- **Exercise aim**:
Transcribe the lines below verbatim, skipping the images.

<<<<

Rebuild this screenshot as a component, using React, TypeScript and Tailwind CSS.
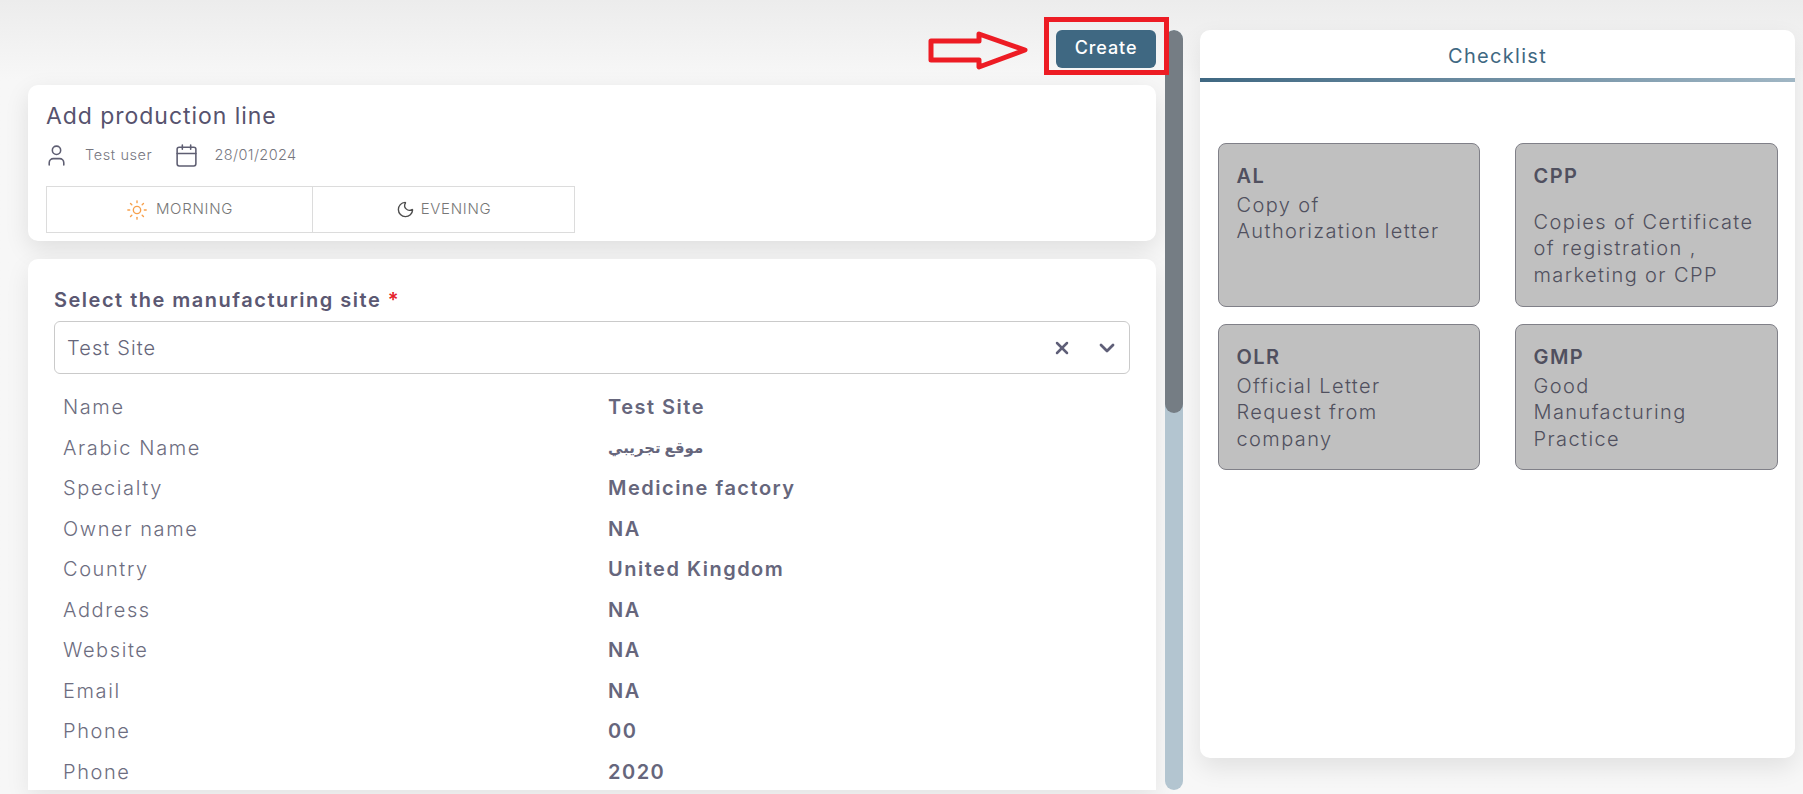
import React from 'react';
import { Calendar, ChevronDown, Moon, Sun, User, X } from 'lucide-react';

const fontStack = 'font-[Inter,"DejaVu_Sans",sans-serif]';

const siteDetails = [
  { label: 'Name', value: 'Test Site' },
  { label: 'Arabic Name', value: 'موقع تجريبي', arabic: true },
  { label: 'Specialty', value: 'Medicine factory' },
  { label: 'Owner name', value: 'NA' },
  { label: 'Country', value: 'United Kingdom' },
  { label: 'Address', value: 'NA' },
  { label: 'Website', value: 'NA' },
  { label: 'Email', value: 'NA' },
  { label: 'Phone', value: '00' },
  { label: 'Phone', value: '2020' },
];

const checklist = [
  { code: 'AL', lines: ['Copy of', 'Authorization letter'], gap: false },
  { code: 'CPP', lines: ['Copies of Certificate', 'of registration ,', 'marketing or CPP'], gap: true },
  { code: 'OLR', lines: ['Official Letter', 'Request from', 'company'], gap: false },
  { code: 'GMP', lines: ['Good', 'Manufacturing', 'Practice'], gap: false },
];

const App: React.FC = () => {
  return (
    <div className={`relative flex h-[794px] w-[1803px] overflow-hidden bg-gradient-to-b from-[#ececec] from-0% to-[#f7f7f7] to-[10%] pb-[4px] pl-[28px] pt-[30px] ${fontStack}`}>
      {/* Main column */}
      <div className="flex w-[1128px] flex-col">
        <div className="flex h-[38px] shrink-0 justify-end">
          <button className="h-[38px] w-[100px] rounded-[6px] bg-[#3f6882] pb-[3px] text-[18px] font-medium tracking-[0.9px] text-white">
            Create
          </button>
        </div>

        <div className="mt-[17px] h-[156px] shrink-0 rounded-[10px] bg-white px-[18px] pt-[16px] shadow-[0_8px_24px_rgba(0,0,0,0.1)]">
          <h1 className="text-[23px] leading-[30px] tracking-[0.95px] text-[#57536e]">Add production line</h1>
          <div className="mt-[12px] flex h-[24px] items-center text-[14.5px] font-light text-[#77777f]">
            <User className="-ml-[2px] h-[25px] w-[25px] shrink-0 text-[#5e5e72]" strokeWidth={1.5} />
            <span className="ml-[16px] tracking-[0.6px]">Test user</span>
            <Calendar className="ml-[22px] h-[25px] w-[25px] shrink-0 text-[#5e5e72]" strokeWidth={1.5} />
            <span className="ml-[15px] tracking-[0.4px]">28/01/2024</span>
          </div>
          <div className="mt-[19px] flex h-[47px] w-[529px] border border-[#dcdcdc] text-[15px] font-light tracking-[0.7px] text-[#777777]">
            <div className="flex w-[266px] items-center justify-center gap-[8px] border-r border-[#dcdcdc]">
              <Sun className="h-[22px] w-[22px] text-[#f7a04b]" strokeWidth={1.5} />
              MORNING
            </div>
            <div className="flex flex-1 items-center justify-center gap-[6px]">
              <Moon className="h-[19px] w-[19px] text-[#4c4c4c]" strokeWidth={1.7} />
              EVENING
            </div>
          </div>
        </div>

        <div className="mt-[18px] min-h-0 flex-1 overflow-hidden rounded-t-[10px] bg-white px-[26px] pt-[27px] shadow-[0_8px_24px_rgba(0,0,0,0.08)]">
          <label className="block text-[20px] font-semibold leading-[28px] tracking-[1.5px] text-[#5b5872]">
            Select the manufacturing site <span className="text-[#e5202a]">*</span>
          </label>
          <div className="mt-[7px] flex h-[53px] w-[1076px] items-center rounded-[6px] border border-[#cacaca] pl-[12px] pr-[10px]">
            <span className="flex-1 text-[20px] font-light tracking-[1.1px] text-[#66667a]">Test Site</span>
            <X className="h-[20px] w-[20px] text-[#5f5f78]" strokeWidth={3} />
            <ChevronDown className="ml-[23px] h-[24px] w-[24px] text-[#5f5f78]" strokeWidth={2.8} />
          </div>
          <div className="mt-[13px] flex flex-col pl-[9px]">
            {siteDetails.map((row, i) => (
              <div key={i} className="flex h-[40.5px] items-center text-[20px]">
                <span className="w-[545px] font-light tracking-[1.6px] text-[#6d6d80]">{row.label}</span>
                {row.arabic ? (
                  <span className="text-[15px] font-semibold text-[#66667c]">{row.value}</span>
                ) : (
                  <span className="font-semibold tracking-[1.5px] text-[#66667c]">{row.value}</span>
                )}
              </div>
            ))}
          </div>
        </div>
      </div>

      {/* Scroll track */}
      <div className="ml-[9px] h-[760px] w-[18px] shrink-0 overflow-hidden rounded-[9px] bg-[#b3c5d0]">
        <div className="h-[383px] rounded-[9px] bg-[#757d84]" />
      </div>

      {/* Checklist */}
      <div className="ml-[17px] h-[728px] w-[595px] shrink-0 rounded-[10px] bg-white shadow-[0_10px_24px_rgba(0,0,0,0.09)]">
        <div className="flex h-[48px] items-center justify-center pt-[4px] text-[20px] tracking-[1.3px] text-[#3f6882]">
          Checklist
        </div>
        <div className="h-[4px] bg-gradient-to-r from-[#3f6882] to-[#a0b6c4]" />
        <div className="grid grid-cols-[262px_263px] grid-rows-[164px_146px] gap-x-[35px] gap-y-[17px] pl-[18px] pt-[61px]">
          {checklist.map((item) => (
            <div
              key={item.code}
              className="rounded-[8px] border border-[#808088] bg-[#c0c0c0] pl-[17.5px] pt-[19px] text-[20px] font-light leading-[26.5px] tracking-[1.4px] text-[#50505e]"
            >
              <div className="mb-[2px] font-semibold text-[#50505f]">{item.code}</div>
              {item.gap && <div className="h-[17px]" />}
              {item.lines.map((line) => (
                <div key={line}>{line}</div>
              ))}
            </div>
          ))}
        </div>
      </div>

      {/* Annotation over the Create button */}
      <div className="absolute left-[1044px] top-[17px] h-[58px] w-[125px] border-[5px] border-[#ed1c24]" />
      <svg className="absolute left-[925px] top-[26px]" width="108" height="48" viewBox="0 0 108 48" fill="none">
        <path
          d="M6 15 H54 V8 L100 24 L54 41 V34 H6 Z"
          stroke="#ed1c24"
          strokeWidth="5"
          strokeLinejoin="round"
        />
      </svg>
    </div>
  );
};

export default App;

>>>>

- **Response to this exercise**:
Rebuild this screenshot as a component, using React, TypeScript and Tailwind CSS.
import React from 'react';
import { Calendar, ChevronDown, Moon, Sun, User, X } from 'lucide-react';

const fontStack = 'font-[Inter,"DejaVu_Sans",sans-serif]';

const siteDetails = [
  { label: 'Name', value: 'Test Site' },
  { label: 'Arabic Name', value: 'موقع تجريبي', arabic: true },
  { label: 'Specialty', value: 'Medicine factory' },
  { label: 'Owner name', value: 'NA' },
  { label: 'Country', value: 'United Kingdom' },
  { label: 'Address', value: 'NA' },
  { label: 'Website', value: 'NA' },
  { label: 'Email', value: 'NA' },
  { label: 'Phone', value: '00' },
  { label: 'Phone', value: '2020' },
];

const checklist = [
  { code: 'AL', lines: ['Copy of', 'Authorization letter'], gap: false },
  { code: 'CPP', lines: ['Copies of Certificate', 'of registration ,', 'marketing or CPP'], gap: true },
  { code: 'OLR', lines: ['Official Letter', 'Request from', 'company'], gap: false },
  { code: 'GMP', lines: ['Good', 'Manufacturing', 'Practice'], gap: false },
];

const App: React.FC = () => {
  return (
    <div className={`relative flex h-[794px] w-[1803px] overflow-hidden bg-gradient-to-b from-[#ececec] from-0% to-[#f7f7f7] to-[10%] pb-[4px] pl-[28px] pt-[30px] ${fontStack}`}>
      {/* Main column */}
      <div className="flex w-[1128px] flex-col">
        <div className="flex h-[38px] shrink-0 justify-end">
          <button className="h-[38px] w-[100px] rounded-[6px] bg-[#3f6882] pb-[3px] text-[18px] font-medium tracking-[0.9px] text-white">
            Create
          </button>
        </div>

        <div className="mt-[17px] h-[156px] shrink-0 rounded-[10px] bg-white px-[18px] pt-[16px] shadow-[0_8px_24px_rgba(0,0,0,0.1)]">
          <h1 className="text-[23px] leading-[30px] tracking-[0.95px] text-[#57536e]">Add production line</h1>
          <div className="mt-[12px] flex h-[24px] items-center text-[14.5px] font-light text-[#77777f]">
            <User className="-ml-[2px] h-[25px] w-[25px] shrink-0 text-[#5e5e72]" strokeWidth={1.5} />
            <span className="ml-[16px] tracking-[0.6px]">Test user</span>
            <Calendar className="ml-[22px] h-[25px] w-[25px] shrink-0 text-[#5e5e72]" strokeWidth={1.5} />
            <span className="ml-[15px] tracking-[0.4px]">28/01/2024</span>
          </div>
          <div className="mt-[19px] flex h-[47px] w-[529px] border border-[#dcdcdc] text-[15px] font-light tracking-[0.7px] text-[#777777]">
            <div className="flex w-[266px] items-center justify-center gap-[8px] border-r border-[#dcdcdc]">
              <Sun className="h-[22px] w-[22px] text-[#f7a04b]" strokeWidth={1.5} />
              MORNING
            </div>
            <div className="flex flex-1 items-center justify-center gap-[6px]">
              <Moon className="h-[19px] w-[19px] text-[#4c4c4c]" strokeWidth={1.7} />
              EVENING
            </div>
          </div>
        </div>

        <div className="mt-[18px] min-h-0 flex-1 overflow-hidden rounded-t-[10px] bg-white px-[26px] pt-[27px] shadow-[0_8px_24px_rgba(0,0,0,0.08)]">
          <label className="block text-[20px] font-semibold leading-[28px] tracking-[1.5px] text-[#5b5872]">
            Select the manufacturing site <span className="text-[#e5202a]">*</span>
          </label>
          <div className="mt-[7px] flex h-[53px] w-[1076px] items-center rounded-[6px] border border-[#cacaca] pl-[12px] pr-[10px]">
            <span className="flex-1 text-[20px] font-light tracking-[1.1px] text-[#66667a]">Test Site</span>
            <X className="h-[20px] w-[20px] text-[#5f5f78]" strokeWidth={3} />
            <ChevronDown className="ml-[23px] h-[24px] w-[24px] text-[#5f5f78]" strokeWidth={2.8} />
          </div>
          <div className="mt-[13px] flex flex-col pl-[9px]">
            {siteDetails.map((row, i) => (
              <div key={i} className="flex h-[40.5px] items-center text-[20px]">
                <span className="w-[545px] font-light tracking-[1.6px] text-[#6d6d80]">{row.label}</span>
                {row.arabic ? (
                  <span className="text-[15px] font-semibold text-[#66667c]">{row.value}</span>
                ) : (
                  <span className="font-semibold tracking-[1.5px] text-[#66667c]">{row.value}</span>
                )}
              </div>
            ))}
          </div>
        </div>
      </div>

      {/* Scroll track */}
      <div className="ml-[9px] h-[760px] w-[18px] shrink-0 overflow-hidden rounded-[9px] bg-[#b3c5d0]">
        <div className="h-[383px] rounded-[9px] bg-[#757d84]" />
      </div>

      {/* Checklist */}
      <div className="ml-[17px] h-[728px] w-[595px] shrink-0 rounded-[10px] bg-white shadow-[0_10px_24px_rgba(0,0,0,0.09)]">
        <div className="flex h-[48px] items-center justify-center pt-[4px] text-[20px] tracking-[1.3px] text-[#3f6882]">
          Checklist
        </div>
        <div className="h-[4px] bg-gradient-to-r from-[#3f6882] to-[#a0b6c4]" />
        <div className="grid grid-cols-[262px_263px] grid-rows-[164px_146px] gap-x-[35px] gap-y-[17px] pl-[18px] pt-[61px]">
          {checklist.map((item) => (
            <div
              key={item.code}
              className="rounded-[8px] border border-[#808088] bg-[#c0c0c0] pl-[17.5px] pt-[19px] text-[20px] font-light leading-[26.5px] tracking-[1.4px] text-[#50505e]"
            >
              <div className="mb-[2px] font-semibold text-[#50505f]">{item.code}</div>
              {item.gap && <div className="h-[17px]" />}
              {item.lines.map((line) => (
                <div key={line}>{line}</div>
              ))}
            </div>
          ))}
        </div>
      </div>

      {/* Annotation over the Create button */}
      <div className="absolute left-[1044px] top-[17px] h-[58px] w-[125px] border-[5px] border-[#ed1c24]" />
      <svg className="absolute left-[925px] top-[26px]" width="108" height="48" viewBox="0 0 108 48" fill="none">
        <path
          d="M6 15 H54 V8 L100 24 L54 41 V34 H6 Z"
          stroke="#ed1c24"
          strokeWidth="5"
          strokeLinejoin="round"
        />
      </svg>
    </div>
  );
};

export default App;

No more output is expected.